Two Saudi aircraft landed at Aden on Friday bringing equipment needed to re-open the city’s airport four months after the Yemeni civil war shut it down, Saudi-owned Al Arabiya TV reported.
Aden International Airport was recaptured on July 14 by Gulf Arab-backed Yemeni forces as they drove Iranian-allied Houthi forces out of the southern port city and much of the surrounding areas.
Houthi fighters allied with army units loyal to former President Ali Abdullah Saleh captured Aden in March and April at the outset of the country’s four-month-old war, dealing a blow to President Abd-Rabbu Mansour Hadi, an ally of Saudi Arabia and the United States.

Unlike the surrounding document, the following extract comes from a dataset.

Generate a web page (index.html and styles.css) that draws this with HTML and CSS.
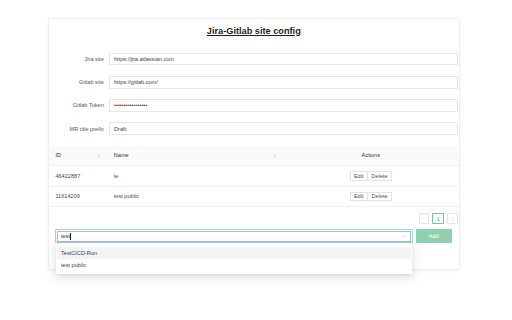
FILE: index.html
```html
<!DOCTYPE html>
<html lang="en">
<head>
<meta charset="UTF-8">
<meta name="viewport" content="width=device-width, initial-scale=1.0">
<title>Jira-Gitlab site config</title>
<link rel="stylesheet" href="styles.css">
</head>
<body>
  <div class="page">
    <div class="card">
      <h2 class="title">Jira-Gitlab site config</h2>

      <form class="config-form">
        <div class="form-row">
          <label for="jira">Jira site</label>
          <input type="text" id="jira" value="https://jira.atlassian.com">
        </div>
        <div class="form-row">
          <label for="gitlab">Gitlab site</label>
          <input type="text" id="gitlab" value="https://gitlab.com/">
        </div>
        <div class="form-row">
          <label for="token">Gitlab Token</label>
          <input type="password" id="token" value="abcdefghijklmnopq">
        </div>
        <div class="form-row">
          <label for="prefix">MR title prefix</label>
          <input type="text" id="prefix" value="Draft:">
        </div>
      </form>

      <table class="projects">
        <colgroup>
          <col class="col-id">
          <col class="col-name">
          <col>
        </colgroup>
        <thead>
          <tr>
            <th><div class="th-sort">ID <svg class="sorter" viewBox="0 0 10 14"><path d="M5 1 9 5H1z"/><path d="M5 13 1 9h8z"/></svg></div></th>
            <th><div class="th-sort">Name <svg class="sorter" viewBox="0 0 10 14"><path d="M5 1 9 5H1z"/><path d="M5 13 1 9h8z"/></svg></div></th>
            <th class="center">Actions</th>
          </tr>
        </thead>
        <tbody>
          <tr>
            <td>46422887</td>
            <td>te</td>
            <td class="center"><span class="btn-group"><button type="button" class="btn-sm">Edit</button><button type="button" class="btn-sm">Delete</button></span></td>
          </tr>
          <tr>
            <td>11614209</td>
            <td>test public</td>
            <td class="center"><span class="btn-group"><button type="button" class="btn-sm">Edit</button><button type="button" class="btn-sm">Delete</button></span></td>
          </tr>
        </tbody>
      </table>

      <div class="pager">
        <span class="page-item disabled"><svg viewBox="0 0 10 10"><path d="M6.5 1.5 3 5l3.5 3.5"/></svg></span>
        <span class="page-item active">1</span>
        <span class="page-item disabled"><svg viewBox="0 0 10 10"><path d="M3.5 1.5 7 5 3.5 8.5"/></svg></span>
      </div>

      <div class="add-row">
        <div class="select">
          <div class="select-inner">
            <span class="select-text">test<span class="caret"></span></span>
            <svg class="chevron" viewBox="0 0 12 12"><path d="M2 4.5 6 8l4-3.5"/></svg>
          </div>
        </div>
        <button type="button" class="btn-add">Add</button>

        <div class="dropdown">
          <div class="option active">TestCICD-Run</div>
          <div class="option">test public</div>
        </div>
      </div>
    </div>
  </div>
</body>
</html>
```

FILE: styles.css
```css
html, body {
  margin: 0;
  background-color: #fff;
}
.page {
  zoom: 0.4;
  width: 1280px;
  height: 800px;
  padding-top: 45px;
  box-sizing: border-box;
  font-family: "Liberation Sans", Arial, sans-serif;
  font-size: 14px;
  color: #4a4a4a;
}
.card {
  position: relative;
  margin-left: 120px;
  width: 1024px;
  padding: 14px 0 64px;
  border: 1px solid #f0f0f0;
  box-shadow: 0 2px 8px rgba(0, 0, 0, 0.06);
  background-color: #fff;
}
.title {
  margin: 0;
  text-align: center;
  font-size: 23px;
  line-height: 30px;
  font-weight: 700;
  color: #1f1f1f;
  text-decoration: underline;
  text-underline-offset: 3px;
}
.config-form {
  margin-top: 40px;
}
.form-row {
  display: flex;
  align-items: center;
  gap: 12px;
  margin-bottom: 26px;
  padding-right: 2px;
}
.form-row label {
  width: 137px;
  text-align: right;
  color: #555;
}
.form-row input {
  flex: 1;
  height: 32px;
  padding: 0 11px;
  box-sizing: border-box;
  border: 1px solid #e6e6e6;
  border-radius: 2px;
  font-family: inherit;
  font-size: 14px;
  color: #444;
  outline: none;
}
.projects {
  width: 100%;
  border-collapse: collapse;
  table-layout: fixed;
}
.col-id {
  width: 146px;
}
.col-name {
  width: 439px;
}
.projects th,
.projects td {
  height: 51px;
  padding: 0 16px;
  box-sizing: border-box;
  line-height: 22px;
  text-align: left;
  vertical-align: middle;
  border-bottom: 1px solid #f0f0f0;
}
.projects th {
  background-color: #fafafa;
  font-weight: 500;
  color: #333;
}
.projects .center {
  text-align: center;
}
.th-sort {
  display: flex;
  justify-content: space-between;
  align-items: center;
}
.sorter {
  width: 9px;
  height: 13px;
  fill: #c8c8c8;
}
.btn-group {
  display: inline-flex;
  vertical-align: middle;
}
.btn-sm {
  height: 24px;
  padding: 0 8px;
  border: 1px solid #e3e3e3;
  background-color: #fff;
  font-family: inherit;
  font-size: 14px;
  color: #555;
}
.btn-sm + .btn-sm {
  margin-left: -1px;
}
.pager {
  display: flex;
  justify-content: flex-end;
  gap: 8px;
  margin-top: 15px;
  padding-right: 2px;
}
.page-item {
  display: flex;
  align-items: center;
  justify-content: center;
  min-width: 26px;
  height: 28px;
  box-sizing: border-box;
  border: 1px solid #e6e6e6;
  border-radius: 2px;
  font-size: 14px;
}
.page-item svg {
  width: 10px;
  height: 10px;
  fill: none;
  stroke: #c4c4c4;
  stroke-width: 1.2;
}
.page-item.active {
  min-width: 30px;
  border-color: #79c69a;
  color: #4fa877;
}
.add-row {
  position: relative;
  display: flex;
  gap: 7px;
  margin-top: 13px;
  padding-left: 15px;
}
.select {
  width: 895px;
  height: 35px;
  box-sizing: border-box;
  border: 2px solid #a6d9bb;
  padding: 2px;
  border-radius: 2px;
}
.select-inner {
  display: flex;
  align-items: center;
  justify-content: space-between;
  height: 100%;
  box-sizing: border-box;
  padding: 0 10px 0 8px;
  border: 2px solid #aab5ee;
}
.select-text {
  display: flex;
  align-items: center;
  color: #333;
}
.caret {
  width: 1px;
  height: 16px;
  margin-left: 1px;
  background-color: #222;
}
.chevron {
  width: 12px;
  height: 12px;
  fill: none;
  stroke: #bdbdbd;
  stroke-width: 1.3;
}
.btn-add {
  width: 90px;
  height: 35px;
  border: none;
  border-radius: 2px;
  background-color: #8fd1ac;
  color: #fff;
  font-family: inherit;
  font-size: 14px;
}
.dropdown {
  position: absolute;
  top: 100%;
  left: 17px;
  width: 891px;
  padding: 4px 0;
  background-color: #fff;
  box-shadow: 0 3px 6px -4px rgba(0, 0, 0, 0.12), 0 6px 16px 0 rgba(0, 0, 0, 0.08), 0 9px 28px 8px rgba(0, 0, 0, 0.05);
  border-radius: 2px;
}
.option {
  height: 32px;
  line-height: 32px;
  padding: 0 13px;
  color: #444;
}
.option.active {
  margin: 4px 4px 0;
  padding: 0 9px;
  background-color: #f3f3f3;
}
```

Hadi and his aides fled to Riyadh as Houthi forces, who had seized the capital in September, closed in on Aden. In the wake of Aden’s recapture, his ministers are slowly returning there.
If the airport resumes regular operations using the equipment carried by the plane that landed on Friday, then the city is expected to be able to expedite the import of badly needed emergency humanitarian aid.
Four months of air raids and civil war have killed more than 3,500 people in Yemen. Aden has suffered especially, with acute shortages of food, medicine and fuel.
Aden and the other southern provinces have been largely inaccessible to U.N. food aid, and about 13 million people – more than half the population – are thought to be in dire need of food.
A coalition of Arab states has been bombarding Houthi forces since late March in a bid to reinstate Hadi. It has also run training programs for Yemeni soldiers loyal to Hadi and dropped arms to local forces fighting the Houthis.
The first plane to land at Aden airport since pro-Hadi government forces took over was Saudi, carrying weapons and military assistance. An aircraft from the United Arab Emirates (UAE) landed at dawn on Friday at Aden airport carrying humanitarian aid, Al Arabiya reported.
In the latest military action, coalition warplanes bombed targets across Yemen including the capital Sanaa on Friday, according to Houthi media Saba news and security sources.
They bombed several districts in Aden, including Dar Saad, Hael and al Khadra and targets in Marib, Shabwa, Abyan, Taiz and Amran provinces.
Yemen’s Houthi forces on Friday, separately, said they fired rockets and artillery shells at Saudi Arabia’s border town of Najran, Houthi media Saba and the Saudi-owned network reported. There were no casualties or injuries, Al Arabiya TV added.